= Norfolk Assembly =

Ford factory near Norfolk, Virginia (1925-2007)

Norfolk Assembly was a Ford manufacturing plant that opened on April 20, 1925 on the Elizabeth River, near downtown Norfolk, Virginia, eventually closing in 2007 as part of Ford's Way Forward restructuring — after manufacturing more than 7.9 million cars and trucks over almost a century of production.

Modeled after the River Rouge Plant, the facility eventually included a power house, water treatment plant, barber shop, safety-shoe store, restaurant, fitness center and TV studio. At the time of its closure, Ford employed more than 2,600 people at the 2800000 sqft facility. Ford invested $375 million at the plant in 2002 to upgrade it for production of the redesigned eleventh generation 2004 F-150.

Archival papers of the noted industrial architect Albert Kahn (housed at the Bentley Historical Library, University of Michigan) indicate that in 1934 Kahn's office prepared drawings for architectural work at Norfolk Assembly.

Norfolk Assembly produced models including the Model T, Model A and school bus chassis. The last model manufactured at the plant was the F150.

==Early history==

As early as 1915, Ford Motor Company began planning a large assembly plant in Norfolk, projecting an initial investment of $300,000 ($7.4M in 2017 dollars), estimating an annual assembly of more than 2,000 cars and identifying several suitable sites.

The Mayor of Norfolk, S. Heth Tyler, drove the first Model T off the Norfolk Assembly line on April 20, 1925. At the time, the plant was the largest non-seafaring-related manufacturing enterprise in Norfolk. During its first year, the plant produced 29,519 automobiles.

The plant closed down Model T production in 1927 to gear up for Model A production. On February 21, 1928, the Norfolk FORD Assembly Plant began its production of the Model A Ford.

In 1942, Ford sold the plant to the federal government for $2 million and it became the Naval Landing Force Equipment Depot. Ford repurchased the plant in 1946 for $400,000 less than the company had sold it for in 1942.

==Closure==
As of 2004, the plant's productivity ranked 17th-best among 45 truck assembly plants, producing a truck in 22 hours, 54 minutes – 83 minutes faster than the national average, operating at 109 percent capacity compared with 94 percent in 2003. As late as December 2005, it had appeared that Norfolk Assembly would not be closing. The plant was represented by United Auto Workers Local 919.

A drawing was held the last week of June 2007, for the last F150 produced at the plant. The truck, a red 2007 F-150 Lariat, was won by Corey Bauswell of Portsmouth, Virginia. The last F-150 left the assembly line just after 7 AM on Thursday, June 28, 2007.

==Subsequent history==

In March 2011, the assembly plant was sold to Jacoby Development, Inc. for $14.2 million. The development company renamed the facility the Virginia Renaissance Center and planned to demolish all structures on the site except the 662,000-square-foot main assembly building, making way for a mixed-use industrial project.
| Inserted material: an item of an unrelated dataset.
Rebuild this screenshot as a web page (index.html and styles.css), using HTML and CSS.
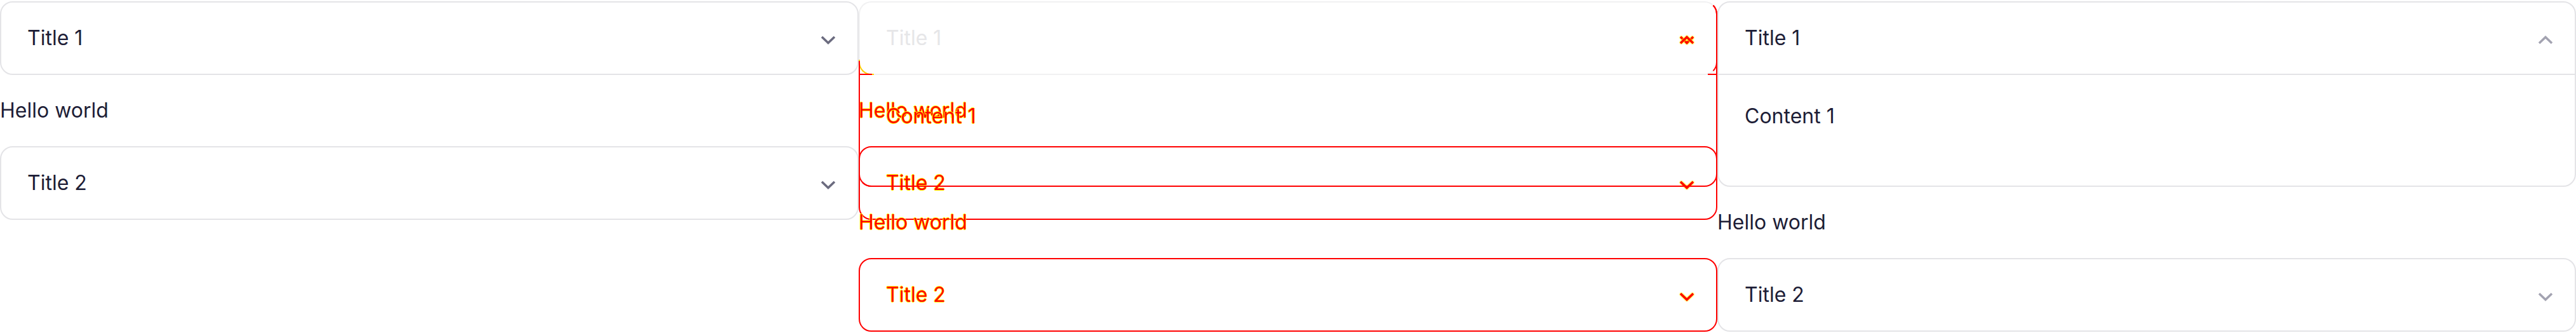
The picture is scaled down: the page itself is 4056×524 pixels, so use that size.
FILE: index.html
```html
<!DOCTYPE html>
<html lang="en">
<head>
<meta charset="utf-8">
<title>Accordion visual diff</title>
<link rel="stylesheet" href="styles.css">
</head>
<body>
<main class="page">
  <!-- expected -->
  <section class="col expected">
    <div class="item">
      <div class="head"><span class="title">Title 1</span><svg class="chev" viewBox="0 0 26 14"><polyline points="3,2 13,11.5 23,2"/></svg></div>
    </div>
    <p class="hello">Hello world</p>
    <div class="item">
      <div class="head"><span class="title">Title 2</span><svg class="chev" viewBox="0 0 26 14"><polyline points="3,2 13,11.5 23,2"/></svg></div>
    </div>
  </section>

  <!-- diff -->
  <section class="col diff">
    <div class="layer ghost">
      <div class="item first">
        <div class="head"><span class="title">Title 1</span></div>
      </div>
    </div>
    <div class="layer red exp">
      <div class="item first">
        <div class="head"><span class="title">Title 1</span><svg class="chev" viewBox="0 0 26 14"><polyline points="3,2 13,11.5 23,2"/></svg></div>
      </div>
      <p class="hello">Hello world</p>
      <div class="item">
        <div class="head"><span class="title">Title 2</span><svg class="chev" viewBox="0 0 26 14"><polyline points="3,2 13,11.5 23,2"/></svg></div>
      </div>
    </div>
    <div class="layer red act">
      <div class="item open">
        <div class="head"><span class="title">Title 1</span><svg class="chev" viewBox="0 0 26 14"><polyline points="3,12 13,2.5 23,12"/></svg></div>
        <div class="body">Content 1</div>
      </div>
      <p class="hello">Hello world</p>
      <div class="item">
        <div class="head"><span class="title">Title 2</span><svg class="chev" viewBox="0 0 26 14"><polyline points="3,2 13,11.5 23,2"/></svg></div>
      </div>
    </div>
  </section>

  <!-- actual -->
  <section class="col actual">
    <div class="item open">
      <div class="head"><span class="title">Title 1</span><svg class="chev" viewBox="0 0 26 14"><polyline points="3,12 13,2.5 23,12"/></svg></div>
      <div class="body">Content 1</div>
    </div>
    <p class="hello">Hello world</p>
    <div class="item">
      <div class="head"><span class="title">Title 2</span><svg class="chev" viewBox="0 0 26 14"><polyline points="3,2 13,11.5 23,2"/></svg></div>
    </div>
  </section>
</main>
</body>
</html>
```

FILE: styles.css
```css
* { box-sizing: border-box; }

body {
  margin: 0;
  background: #ffffff;
  font-family: Inter, "Noto Sans", "Liberation Sans", sans-serif;
  color: #1d1d36;
}

.page {
  display: grid;
  grid-template-columns: repeat(3, 1352px);
  width: 4056px;
  height: 524px;
  overflow: hidden;
}

.col {
  position: relative;
  padding-top: 2px;
}

.item {
  border: 2px solid #e4e4e7;
  border-radius: 20px;
  background: transparent;
}

.head {
  height: 112px;
  display: flex;
  align-items: center;
  justify-content: space-between;
  padding: 0 33px 0 41px;
  font-size: 32px;
  line-height: 48px;
}

.chev {
  width: 26px;
  height: 14px;
  margin-top: 6px;
  fill: none;
  stroke: #6b6b7f;
  stroke-width: 3.6;
  stroke-linejoin: miter;
}

.actual .chev { stroke: #a3a3b1; }

.body {
  border-top: 2px solid #e4e4e7;
  height: 176px;
  padding: 41px 41px 0;
  font-size: 32px;
  line-height: 48px;
}

.hello {
  margin: 32px 0;
  font-size: 32px;
  line-height: 48px;
}

/* ---------- diff column ---------- */
.layer {
  position: absolute;
  inset: 0;
  padding-top: 2px;
}

.ghost .item {
  border-color: #f1f1f2 transparent #f1f1f2 #f1f1f2;
}
.ghost .title { color: #e6e6e8; }

.red .item { border-color: #ff0000; }
.red .title,
.red .hello,
.red .body {
  color: #ff0000;
  text-shadow: 0.8px 0 0 #ffff00, -0.8px 0 0 #ffff00, 0 0.8px 0 #ffff00, 0 -0.8px 0 #ffff00;
}
.red .chev {
  stroke: #ff0000;
  filter: drop-shadow(0 0 1px #ffff00) drop-shadow(0 0 0.5px #ffff00);
}

/* expected card 1: only the right edge and the rounded lower-left corner differ */
.exp .item.first {
  position: relative;
  border-color: transparent #ff0000 transparent transparent;
}
.exp .item.first .title { visibility: hidden; }
.exp .item.first::after {
  content: "";
  position: absolute;
  left: -2px;
  bottom: -2px;
  width: 22px;
  height: 22px;
  border-left: 2px solid #ffd000;
  border-bottom: 2px solid #ffd000;
  border-bottom-left-radius: 20px;
}

/* actual card 1: header matches, the rest differs */
.act .item.open {
  position: relative;
  border-top-color: transparent;
  border-left-color: transparent;
}
.act .item.open .title { visibility: hidden; }
.act .item.open::before {
  content: "";
  position: absolute;
  left: -2px;
  top: 92px;
  bottom: -2px;
  width: 22px;
  border-left: 2px solid #ff0000;
  border-bottom: 2px solid #ff0000;
  border-bottom-left-radius: 20px;
}
.act .body {
  border-top: 2px solid transparent;
  border-image: linear-gradient(90deg, #ff0000 20px, transparent 20px, transparent calc(100% - 14px), #ff0000 calc(100% - 14px)) 1;
}
```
In 2011, the main assembly building was purchased by Katoen Natie for $10.5 million to be used as a distribution hub for plastic pellets (nurdles) used in the manufacturing of plastic products.

As of 2014, the final parcels of Norfolk Assembly were sold for $4.1 million to The Schaubach Companies. with Katoen Natie retaining an option on the remaining 25 acres of the property. The Shaubach parcels were in turn sold to Bay Disposal, a trash collection and recycling company.